There’s a lot of pressure on Adam Giles, the first indigenous government leader in Australian history.

Among the new Northern Territory Chief Minister’s first decisions in announcing his cabinet was the abolition of an indigenous affairs portfolio; Alison Anderson’s role as Minister for Indigenous Advancement disappeared. Giles regards it as redundant, given 30% of the NT population is indigenous and many mainstream government services are delivered to indigenous Territorians. (Such a rationale does not seem to extend to the women’s policy or children and families, also substantial portions of the NT population.)

Giorgio Agamben popularised the term “state of exception”, the transcendence of the rule of law in the public interest in times of national emergency. This term can be applied to the Commonwealth Intervention of 2007-2012, which created a “territory of exception” when racially discriminatory laws were passed to “stabilise and normalise”.

Giles aspires to convert this “territory of exception” into an exceptional territory. His vision, first articulated in his maiden speech to the Legislative Assembly in September 2008, is to rapidly grow the NT economy. A part of the vision is for indigenous people in the NT to gain “jobs, jobs, jobs, not welfare, welfare, welfare”, with equal opportunity delivered through mainstream service delivery on an equitable basis and reform of land rights so as to allow land privatisation and greater land access. Giles would like to see “goods manufactured in remote areas by people in welfare-subsided private sector jobs, those goods shipped to hub cities such as Darwin and onwards to Asia”. As the NT economic pie expands, perhaps Aboriginal people will be able to capture their fair share?

It all sounds great, but it is also pie in the sky. Such competition with Asian manufacturing is not where indigenous comparative advantage lies, especially given the absence of remote infrastructure and transport linkages.

Giles’ aspirational vision is no doubt influenced by his personal biography and unquestionable achievements as someone who has risen to great heights from a modest family background. His early professional career was in real estate and the federal employment department, so it is unsurprising he sees jobs and changes to land tenure arrangements as pivotal. But Giles also believes decisions must be based on evidence, and here his ideology seems at odds with his goals. It is not that public underwriting of enterprise has not been tried before in the territory — the CLP made it an artform with its NT Development Corporation in the 1980s with little success.

“A change in federal government in September 2013 might result in a stronger ideological and policy match between Darwin and Canberra …”

My advice to the new Chief Minister is to more rigorously outline for his indigenous constituents the “jobs, jobs, jobs” he will create in remote regions; how he will reallocate infrastructure investments on the basis of disadvantage, not votes; and what land tenure reforms he might have in mind to change land access and privatise and individualise land held under inalienable common property tenure. Some feasibility studies of manufacturing in remote communities would not go astray.

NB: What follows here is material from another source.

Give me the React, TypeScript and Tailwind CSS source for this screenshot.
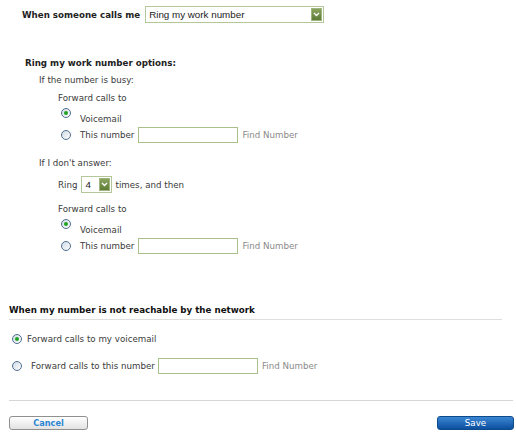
import React from 'react';

const Radio: React.FC<{ checked?: boolean }> = ({ checked }) => (
  <span className="relative inline-flex h-[10px] w-[10px] shrink-0 items-center justify-center rounded-full border border-[#4f6f8f] bg-gradient-to-br from-[#cfd9e4] to-white">
    {checked && <span className="h-[4px] w-[4px] rounded-full bg-[#21a321]" />}
  </span>
);

const Arrow: React.FC<{ className?: string }> = ({ className }) => (
  <span
    className={`flex h-[13px] w-[11px] items-center justify-center border border-[#9fb57f] bg-gradient-to-b from-[#89a35c] to-[#5f7d36] ${className ?? ''}`}
  >
    <svg width="7" height="5" viewBox="0 0 7 5">
      <path d="M1 1 L3.5 3.5 L6 1" stroke="white" strokeWidth="1.4" fill="none" />
    </svg>
  </span>
);

const NumberInput: React.FC<{ className?: string }> = ({ className }) => (
  <span className={`h-[16px] w-[100px] border border-[#a9bf8c] bg-white ${className ?? ''}`} />
);

const FindNumber: React.FC<{ className?: string }> = ({ className }) => (
  <span className={`text-[#8a8a8a] ${className ?? ''}`}>Find Number</span>
);

export default function App() {
  return (
    <div
      className="flex h-[432px] w-[516px] flex-col bg-white text-[8.7px] leading-[12px] text-[#3a3a3a]"
      style={{ fontFamily: '"DejaVu Sans", Verdana, sans-serif' }}
    >
      {/* top selector */}
      <div className="mt-[6px] flex h-[17px] items-center pl-[22px]">
        <span className="font-bold text-[#222]">When someone calls me</span>
        <div className="ml-[5px] flex h-[17px] w-[179px] items-center justify-between border border-[#b3c79a] pl-[3px] pr-[1px]">
          <span
            className="text-[9.8px] text-[#222]"
            style={{ fontFamily: '"Liberation Sans", Arial, sans-serif' }}
          >
            Ring my work number
          </span>
          <Arrow />
        </div>
      </div>

      <div className="mt-[34px] h-[12px] pl-[25px] font-bold text-[#222]">
        Ring my work number options:
      </div>
      <div className="mt-[5px] h-[12px] pl-[39px]">If the number is busy:</div>
      <div className="mt-[6px] h-[12px] pl-[58px]">Forward calls to</div>
      <div className="mt-[4px] flex h-[17px] items-start pl-[61px]">
        <Radio checked />
        <span className="ml-[9px] mt-[5px]">Voicemail</span>
      </div>
      <div className="mt-[1px] flex h-[17px] items-center pl-[61px]">
        <Radio />
        <span className="ml-[9px]">This number</span>
        <NumberInput className="ml-[4px]" />
        <FindNumber className="ml-[4px]" />
      </div>

      <div className="mt-[14px] h-[12px] pl-[39px]">If I don&apos;t answer:</div>
      <div className="mt-[7px] flex h-[17px] items-center pl-[58px]">
        <span>Ring</span>
        <div className="ml-[4px] flex h-[17px] w-[31px] items-center justify-between border border-[#b3c79a] pl-[3px] pr-[1px]">
          <span
            className="text-[9.8px] text-[#222]"
            style={{ fontFamily: '"Liberation Sans", Arial, sans-serif' }}
          >
            4
          </span>
          <Arrow />
        </div>
        <span className="ml-[3px]">times, and then</span>
      </div>
      <div className="mt-[10px] h-[12px] pl-[58px]">Forward calls to</div>
      <div className="mt-[4px] flex h-[17px] items-start pl-[61px]">
        <Radio checked />
        <span className="ml-[9px] mt-[5px]">Voicemail</span>
      </div>
      <div className="mt-[1px] flex h-[17px] items-center pl-[61px]">
        <Radio />
        <span className="ml-[9px]">This number</span>
        <NumberInput className="ml-[4px]" />
        <FindNumber className="ml-[4px]" />
      </div>

      {/* network section */}
      <div className="ml-[9px] mr-[14px] mt-[50px] border-b border-[#dedede] pb-[3px] font-bold text-[#111]">
        When my number is not reachable by the network
      </div>
      <div className="mt-[13px] flex h-[12px] items-center pl-[12px]">
        <Radio checked />
        <span className="ml-[5px]">Forward calls to my voicemail</span>
      </div>
      <div className="mt-[13px] flex h-[16px] items-center pl-[12px]">
        <Radio />
        <span className="ml-[9px]">Forward calls to this number</span>
        <NumberInput className="ml-[3px]" />
        <FindNumber className="ml-[4px]" />
      </div>

      <div className="ml-[9px] mr-[3px] mt-[26px] border-t border-[#d6d6d6]" />

      <div className="mt-[15px] flex items-center justify-between pl-[9px] pr-[2px]">
        <button className="flex h-[14px] w-[79px] items-center justify-center rounded-[3px] border border-[#909090] bg-gradient-to-b from-white to-[#e2e2e2] text-[8.2px] font-bold text-[#2c86d2]">
          Cancel
        </button>
        <button className="flex h-[14px] w-[77px] items-center justify-center rounded-[3px] border border-[#0d4a8c] bg-gradient-to-b from-[#3a87d4] to-[#0b4f9e] text-[8.7px] text-white">
          Save
        </button>
      </div>
    </div>
  );
}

On his brand of new mainstreaming, history also tells us that while indigenous citizenship entitlements should be everyone’s business, this is not necessarily the case. Those in remote homelands should be treated no differently from those in Darwin and Alice Springs suburbs. But the reality is that recognition of difference and specialist bureaucratic capacity might actually lead to more effective “difference-attuned” service delivery.

The approach of the new Giles government will cause problems for Prime Minister Julia Gillard because it appears to directly challenge the co-operative federalism on which “national partnerships” to close gaps has been built. But it also creates opportunities for the ALP in Darwin, which will no doubt scrutinise this new approach closely to see if it delivers.

The CLP has also abolished the independent Office of the NT Co-ordinator-General for Remote Service Delivery and the Indigenous Affairs Advisory Council.

A change in federal government in September 2013 might result in a stronger ideological and policy match between Darwin and Canberra, at least on the development of the north, the need for further welfare reform, and mainstreaming of services delivery.

Giles is keen to be held to account and be judged for the man he is, not his heritage. Yet without his indigenous heritage one ponders if he would have had the moral authority to abolish the indigenous affairs portfolio. For indigenous people rapid delivery of outcomes is needed to make a difference, which Giles is keen to do — ironically he will also need to deliver to the non-indigenous constituency if he is to retain power long enough to deliver to indigenous Territorians.